The group had been taken last Saturday near farms close to an area known as a jihadist hideout. Thirteen women and girls, aged 16 to 23, were initially seized; one was released earlier after telling captors she was nursing a baby. The Army blamed the abduction on Boko Haram’s breakaway faction, the Islamic State West Africa Province (ISWAP).
Borno remains the epicenter of the long-running conflict with Islamist militants that began 16 years ago with Boko Haram. Though the insurgency has weakened, both Boko Haram and ISWAP continue to pose security threats in the region. The recent kidnappings are a stark reminder of the 2014 Chibok abduction of nearly 300 schoolgirls.

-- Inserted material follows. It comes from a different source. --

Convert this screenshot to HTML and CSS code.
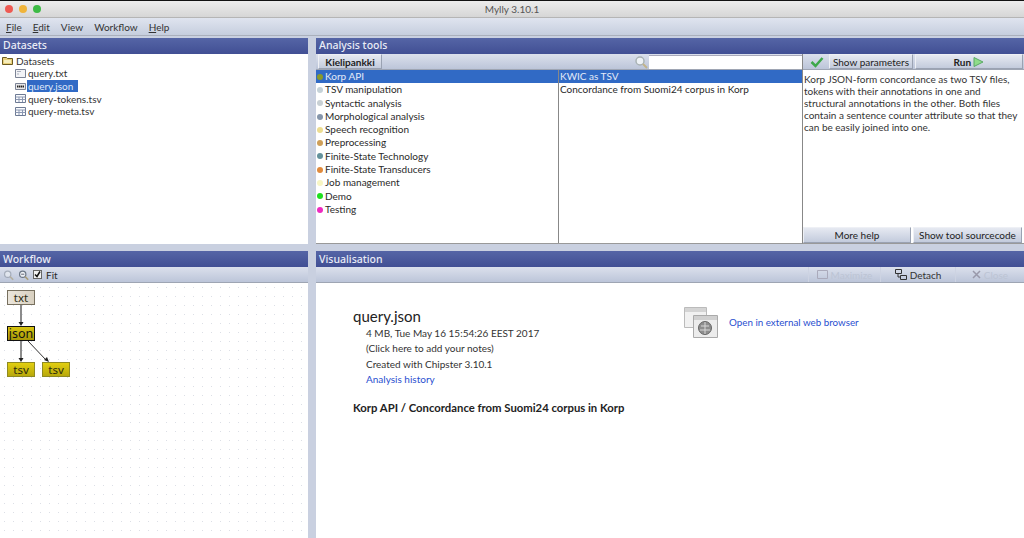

Elsewhere in Nigeria, armed gangs in the central-western Niger Delta last week seized more than 300 children from a Catholic school; some escaped, but over 265 pupils and teachers remain in captivity. Those attacks were claimed by local criminal gangs rather than jihadist groups.
On Wednesday, President Bola Tinubu declared a security emergency, ordering large-scale recruitment for the police and military. He also authorized the Department of State Services to deploy trained forest guards and hire additional personnel to pursue armed groups hiding in forests. “There will be no more hiding places for agents of evil,” Tinubu said in a televised address.